When it comes to spotting fake video, the algorithm used here could be reversed to detect clips that have been doctored, according to the researchers.
You can see the tool in action below:
As you might know from video games and animated movies, scientists are working hard to solve the “uncanny valley” problem, where computer-generated video of someone talking looks almost right but still somehow off-putting.
In this case the AI system does all the heavy lifting when it comes to working out mouth shape, chin position, and the other elements needed to make a clip of someone talking look realistic.
Artificial intelligence excels at machine learning problems like this, where masses of data can be analysed to teach computer systems to do something – whether that’s recognising dogs in an image search or producing natural-looking video.
“There are millions of hours of video that already exist from interviews, video chats, movies, television programs and other sources,” says lead researcher Supasorn Suwajanakorn. “And these deep learning algorithms are very data hungry, so it’s a good match to do it this way.”

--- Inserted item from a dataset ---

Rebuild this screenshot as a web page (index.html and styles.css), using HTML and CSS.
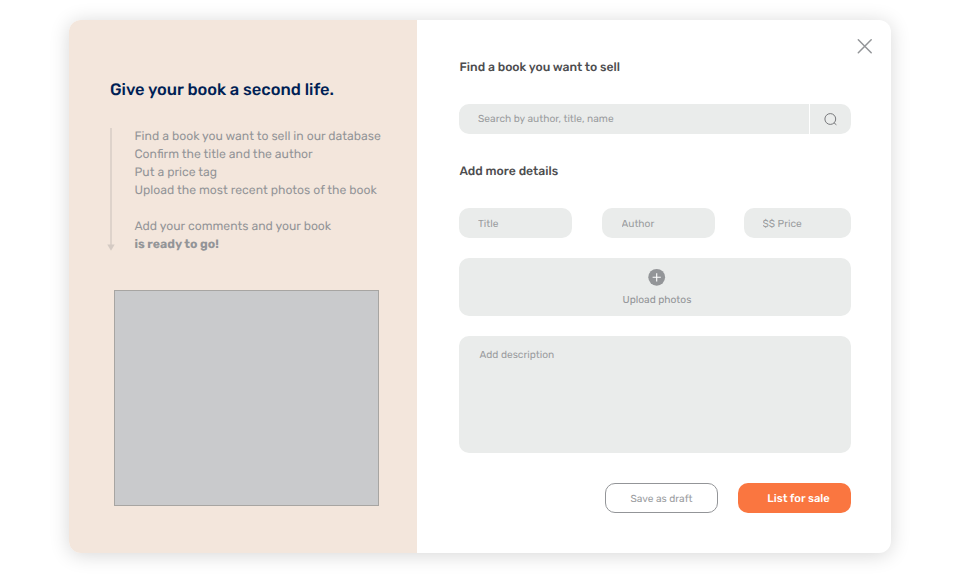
FILE: index.html
```html
<!DOCTYPE html>
<html lang="en">
<head>
    <meta charset="UTF-8">
    <title>Sell a book</title>
    <link rel="stylesheet" href="styles.css">
</head>
<body>
    <div class="modal">
        <div class="intro">
            <h1>Give your book a second life.</h1>
            <div class="steps">
                <svg class="arrow" width="8" height="123" viewBox="0 0 8 123">
                    <path d="M4 0V118" stroke="#d4cac3" stroke-width="1.4"/>
                    <path d="M0.3 116.5H7.7L4 122.8Z" fill="#d4cac3"/>
                </svg>
                <div class="steps-text">
                    <p>Find a book you want to sell in our database</p>
                    <p>Confirm the title and the author</p>
                    <p>Put a price tag</p>
                    <p>Upload the most recent photos of the book</p>
                    <p class="comments">Add your comments and your book</p>
                    <p class="ready">is ready to go!</p>
                </div>
            </div>
            <div class="picture"></div>
        </div>

        <form class="sell-form">
            <button type="button" class="close">
                <svg width="16" height="16" viewBox="0 0 16 16">
                    <path d="M1.3 1.8L14.2 14.7M14.2 1.8L1.3 14.7" stroke="#939598" stroke-width="1.5" stroke-linecap="round"/>
                </svg>
            </button>
            <h2>Find a book you want to sell</h2>
            <div class="search">
                <input type="text" placeholder="Search by author, title, name">
                <button type="button" class="search-btn">
                    <svg width="14" height="14" viewBox="0 0 14 14" fill="none" stroke="#77787b">
                        <circle cx="6.3" cy="7" r="5.4"/>
                        <path d="M10.1 10.9L12.4 12.8"/>
                    </svg>
                </button>
            </div>
            <h2 class="details-title">Add more details</h2>
            <div class="fields">
                <input type="text" class="title" placeholder="Title">
                <input type="text" class="author" placeholder="Author">
                <input type="text" class="price" placeholder="$$ Price">
            </div>
            <div class="upload">
                <svg width="18" height="18" viewBox="0 0 18 18">
                    <circle cx="8.7" cy="9.3" r="8.4" fill="#939598"/>
                    <path d="M8.7 5.2V13.4M4.6 9.3H12.8" stroke="#fff" stroke-width="1.1"/>
                </svg>
                <span>Upload photos</span>
            </div>
            <textarea placeholder="Add description"></textarea>
            <div class="actions">
                <button type="button" class="btn btn-draft">Save as draft</button>
                <button type="button" class="btn btn-list">List for sale</button>
            </div>
        </form>
    </div>
</body>
</html>
```
FILE: styles.css
```css
* {
    box-sizing: border-box;
}
body {
    margin: 0;
    padding: 20px 69px 28px;
    background: #fff;
    font-family: Rubik, Roboto, sans-serif;
    text-rendering: geometricPrecision;
    color: #939598;
}
h1, h2, p {
    margin: 0;
    white-space: nowrap;
}
input, textarea, button {
    font-family: inherit;
    text-rendering: inherit;
    border: none;
    outline: none;
}
svg {
    display: block;
}
.modal {
    display: flex;
    width: 822px;
    height: 533px;
    border-radius: 12px;
    background: #fff;
    box-shadow: 0 2px 20px rgba(0, 0, 0, 0.16);
}
.intro {
    width: 348px;
    padding: 61px 0 0 38px;
    background: #f3e6dc;
    border-radius: 12px 0 0 12px;
}
h1 {
    margin-left: 3px;
    font-size: 16.5px;
    line-height: 20px;
    font-weight: 500;
    color: #001f55;
}
.steps {
    display: flex;
    gap: 19.5px;
    margin-top: 27px;
}
.arrow {
    height: 123px;
}
.steps-text {
    font-size: 12.2px;
    line-height: 18px;
}
.comments {
    margin-top: 18px;
}
.ready {
    font-weight: 700;
}
.picture {
    width: 265px;
    height: 216px;
    margin: 36px 0 0 7px;
    background: #c9cacc;
    border: 1px solid #a7a5a2;
}
.sell-form {
    position: relative;
    flex: 1;
    padding: 38px 40px 0 42px;
}
.close {
    position: absolute;
    top: 18px;
    right: 18px;
    padding: 0;
    background: none;
}
h2 {
    padding-left: 0.5px;
    font-size: 12.2px;
    line-height: 20px;
    font-weight: 500;
    color: #4d4d4f;
}
.details-title {
    margin-top: 28px;
}
.search {
    display: flex;
    gap: 1px;
    margin-top: 26px;
}
input, textarea, .search-btn, .upload {
    background: #eaeceb;
    border-radius: 10px;
    font-size: 10.2px;
}
input {
    height: 30px;
    padding: 0 19px;
}
input::placeholder, textarea::placeholder {
    color: #9b9d9f;
}
.search input {
    flex: 1;
    padding-bottom: 1px;
    border-radius: 10px 0 0 10px;
}
.search-btn {
    display: flex;
    align-items: center;
    justify-content: center;
    width: 41px;
    padding: 0;
    border-radius: 0 10px 10px 0;
}
.fields {
    display: flex;
    justify-content: space-between;
    margin-top: 26px;
}
.fields input {
    width: 113px;
    padding-top: 1px;
}
.fields .author {
    padding-left: 20px;
}
.fields .price {
    width: 107px;
    padding-left: 18.5px;
}
.upload {
    display: flex;
    flex-direction: column;
    align-items: center;
    height: 58px;
    margin-top: 20px;
    padding-top: 10px;
    padding-left: 4px;
    line-height: 14px;
}
.upload span {
    margin-top: 7px;
}
textarea {
    display: block;
    width: 100%;
    height: 117px;
    margin-top: 20px;
    padding: 12px 20.5px;
    line-height: 14px;
    resize: none;
}
.actions {
    display: flex;
    justify-content: flex-end;
    gap: 20px;
    margin-top: 30px;
}
.btn {
    width: 113px;
    height: 30px;
    padding: 1px 0 0;
    border-radius: 10px;
    font-size: 10.2px;
}
.btn-draft {
    background: #fff;
    border: 1px solid #939598;
    color: #9b9d9f;
}
.btn-list {
    padding: 0 0 0 8px;
    background: #fa7640;
    color: #fff;
    font-size: 11.2px;
    font-weight: 500;
}
```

It’s another slightly scary step forward in the quality of digital fakery, similar to Adobe’s Project VoCo, which we saw last year – another AI system that can produce new speech out of thin air after studying just 20 minutes of someone talking.
However, this particular neural network has been designed to work with just one individual at a time using authentic audio clips, so you can still trust the footage you see on the news for a while yet.
“We very consciously decided against going down the path of putting other people’s words into someone’s mouth,” says Seitz. “We’re simply taking real words that someone spoke and turning them into realistic video of that individual.”